Parkes kept the story to himself until Parry died in 1980, after which he told his story to Wilkes as part of a radio documentary. Of course, the fact that half a century passed between the crime and the witness statement detracts from the credibility (Parkes claimed he kept the story to himself because he was fearful of retaliation by Parry). But Wilkes was not the first person to mention Parry in connection with the murder of Julia Wallace.
Theory 3: Someone Else Killed Julia
Shortly after his conviction was overturned, a series of articles purportedly by Wallace appeared in the press. In one of those articles was the shocking (or, depending on your point of view, not-so-shocking) revelation that Wallace knew who the murderer was. The man was never named in the articles. However, Jonathan Goodman's examination and publication of excerpts from Wallace’s diaries in The Killing of Julia Wallace reveals who Wallace thought the murderer was.
During his initial police interviews, Wallace named a few people as suspects, and one of them was Richard Gordon Parry. He and Parry had worked together at Prudential. Parry would occasionally make Wallace's collections when Wallace, who suffered from chronic kidney problems, was too ill, and he'd been to 29 Wolverton Street and met Julia several times. He was also known to have visited the same cafe where Wallace's chess club took place. A notice on the board at the entrance of that club listed the dates each member was due to compete, so Parry (or anyone else) could have seen Wallace's name down for January 19. All it would have taken was some discreet surveillance of Wolverton Street that night to spot Wallace leaving home and heading toward the tram.
Parry was in fact investigated at the time of the murder, and had an alibi provided by his then-fiancée Lily Lloyd, who said the pair had been together that night.
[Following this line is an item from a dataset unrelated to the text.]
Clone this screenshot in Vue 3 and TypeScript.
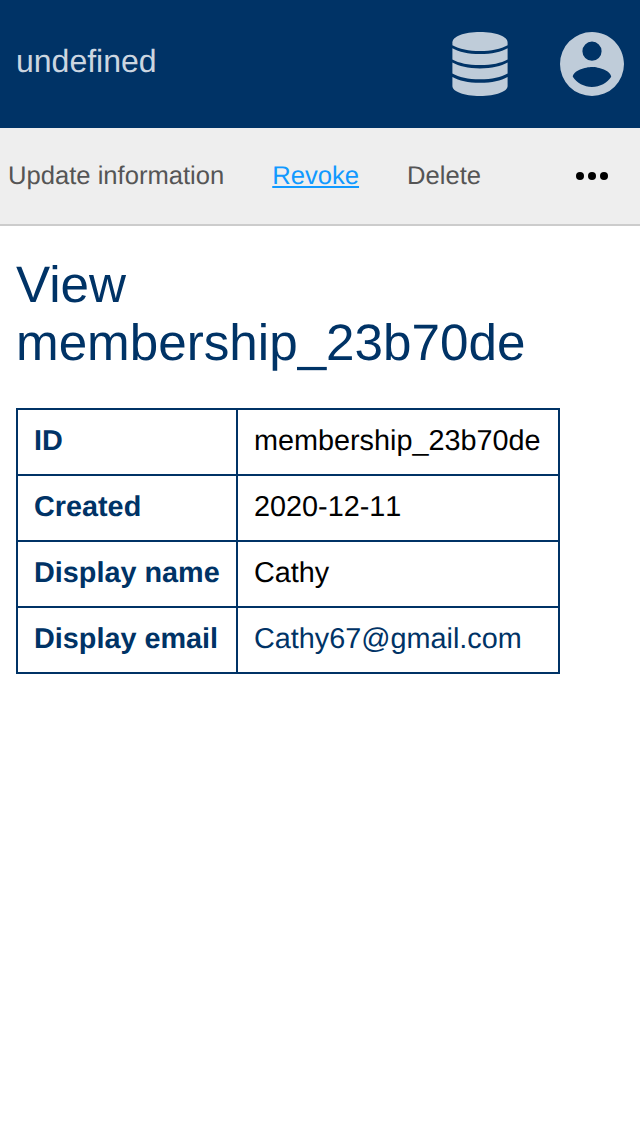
<script setup lang="ts">
interface Field {
  label: string
  value: string
  href?: string
}

interface Action {
  label: string
  active: boolean
}

const actions: Action[] = [
  { label: 'Update information', active: false },
  { label: 'Revoke', active: true },
  { label: 'Delete', active: false },
]

const fields: Field[] = [
  { label: 'ID', value: 'membership_23b70de' },
  { label: 'Created', value: '2020-12-11' },
  { label: 'Display name', value: 'Cathy' },
  { label: 'Display email', value: 'Cathy67@gmail.com', href: 'mailto:Cathy67@gmail.com' },
]
</script>

<template>
  <div class="page">
    <header class="header">
      <span class="brand">undefined</span>
      <div class="header-icons">
        <svg class="icon" viewBox="0 0 64 64" aria-label="Database">
          <path d="M4.4 10.5C4.4 4.5 16 0 32 0S59.6 4.5 59.6 10.5V13.2C53 16.9 43 19 32 19S11 16.9 4.4 13.2Z" />
          <path d="M4.4 16.2C11 20 20 22.1 32 22.1S53 20 59.6 16.2V27.5C53 31.1 44 33.1 32 33.1S11 31.1 4.4 27.5Z" />
          <path d="M4.4 30.6C11 34.3 20 36.4 32 36.4S53 34.3 59.6 30.6V41.5C53 45.2 44 47.3 32 47.3S11 45.2 4.4 41.5Z" />
          <path d="M4.4 45C11 48.7 20 50.8 32 50.8S53 48.7 59.6 45V54C59.6 59.5 48 64 32 64S4.4 59.5 4.4 54Z" />
        </svg>
        <svg class="icon" viewBox="2 2 20 20" aria-label="Account">
          <path d="M12,19.2C9.5,19.2 7.29,17.92 6,16C6.03,14 10,12.9 12,12.9C14,12.9 17.97,14 18,16C16.71,17.92 14.5,19.2 12,19.2M12,5A3,3 0 0,1 15,8A3,3 0 0,1 12,11A3,3 0 0,1 9,8A3,3 0 0,1 12,5M12,2A10,10 0 0,0 2,12A10,10 0 0,0 12,22A10,10 0 0,0 22,12C22,6.47 17.5,2 12,2Z" />
        </svg>
      </div>
    </header>

    <nav class="actions">
      <a v-for="a in actions" :key="a.label" class="action" :class="{ active: a.active }">{{ a.label }}</a>
      <svg class="more" viewBox="0 0 32 8" aria-label="More">
        <circle cx="4" cy="4" r="4" />
        <circle cx="16" cy="4" r="4" />
        <circle cx="28" cy="4" r="4" />
      </svg>
    </nav>

    <main class="content">
      <h1 class="title">View membership_23b70de</h1>
      <table class="details">
        <tbody>
          <tr v-for="f in fields" :key="f.label">
            <th>{{ f.label }}</th>
            <td>
              <a v-if="f.href" class="link" :href="f.href">{{ f.value }}</a>
              <template v-else>{{ f.value }}</template>
            </td>
          </tr>
        </tbody>
      </table>
    </main>
  </div>
</template>

<style>
body {
  margin: 0;
  background: #fff;
}
</style>

<style scoped>
.page {
  min-height: 1136px;
  font-family: 'Liberation Sans', Arial, sans-serif;
  text-rendering: geometricPrecision;
  color: #000;
}

.header {
  display: flex;
  justify-content: space-between;
  box-sizing: border-box;
  height: 128px;
  padding: 32px 16px;
  background: #003366;
}

.brand {
  font-size: 32px;
  line-height: 58px;
  color: #ccd6e0;
}

.header-icons {
  display: flex;
  gap: 48px;
}

.icon {
  width: 64px;
  height: 64px;
  fill: #bfccd9;
}

.actions {
  display: flex;
  align-items: center;
  gap: 48px;
  height: 96px;
  padding: 0 32px 0 8px;
  background: #eee;
  border-bottom: 2px solid #ccc;
}

.action {
  font-size: 25.6px;
  line-height: 30px;
  color: #555;
  white-space: nowrap;
}

.action.active {
  color: #1199ff;
  text-decoration: underline;
  text-decoration-thickness: 2px;
  text-underline-offset: 2px;
}

.more {
  width: 32px;
  height: 8px;
  margin-left: auto;
}

.content {
  padding: 30px 16px;
}

.title {
  margin: 0 0 36px;
  font-size: 51.2px;
  font-weight: 400;
  line-height: 58px;
  color: #003366;
}

.details {
  width: 544px;
  table-layout: fixed;
  border-collapse: collapse;
  font-size: 28.8px;
  line-height: 32px;
  font-kerning: none;
}

.details th,
.details td {
  height: 32px;
  padding: 15px 16px 17px;
  border: 2px solid #003366;
  text-align: left;
  white-space: nowrap;
}

.details th {
  width: 186px;
  color: #003366;
}

.link {
  color: #003366;
  text-decoration: none;
}
</style>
According to Goodman, when Parry broke their engagement in the summer of 1933, Lloyd told one of Wallace’s lawyers that the alibi was made up—she hadn't been with Parry that evening. However, no one followed up on her claim (and modern scholarship has suggested that Parry's alibi did not rely on Lloyd's story alone).
Alibi or not, there is evidence that two years prior to the murder Parry made an agreement with management to leave Prudential after it was discovered that he’d been siphoning money from his collections. Some authors have said that Wallace actually noticed the missing funds from the collections that Parry ran for him, and informed his superintendent; whether or not Wallace informed on him, Parry's parents were forced to step in and repay what he'd taken, and Parry left the company. Did Parry know, or think, that Wallace had informed? Was this a revenge killing?
Or maybe it was just a case of robbery gone awry. Parry was known for his love of cars and his tendency to live beyond his means. Perhaps he assumed Wallace would have more than four pounds in collections at his home, and that if he got him out of the house, he could swipe the money out from under Julia. Maybe she saw him take the money and threatened to call the police. Or maybe murder was on his mind the entire time? Though far from perfect theories, the idea that Parry killed Julia—whether motivated by money or revenge—does provide the "why" that prosecutors of Wallace never could.
The fact is, barring a signed confession unearthed from some Liverpudlian attic, we'll probably never know exactly what happened at 29 Wolverton Street on the night of January 20, 1931. Eight decades from now, amateur gumshoes may still be debating this irresistible whodunnit. And with questions as maddening as these still unanswered, who could blame them?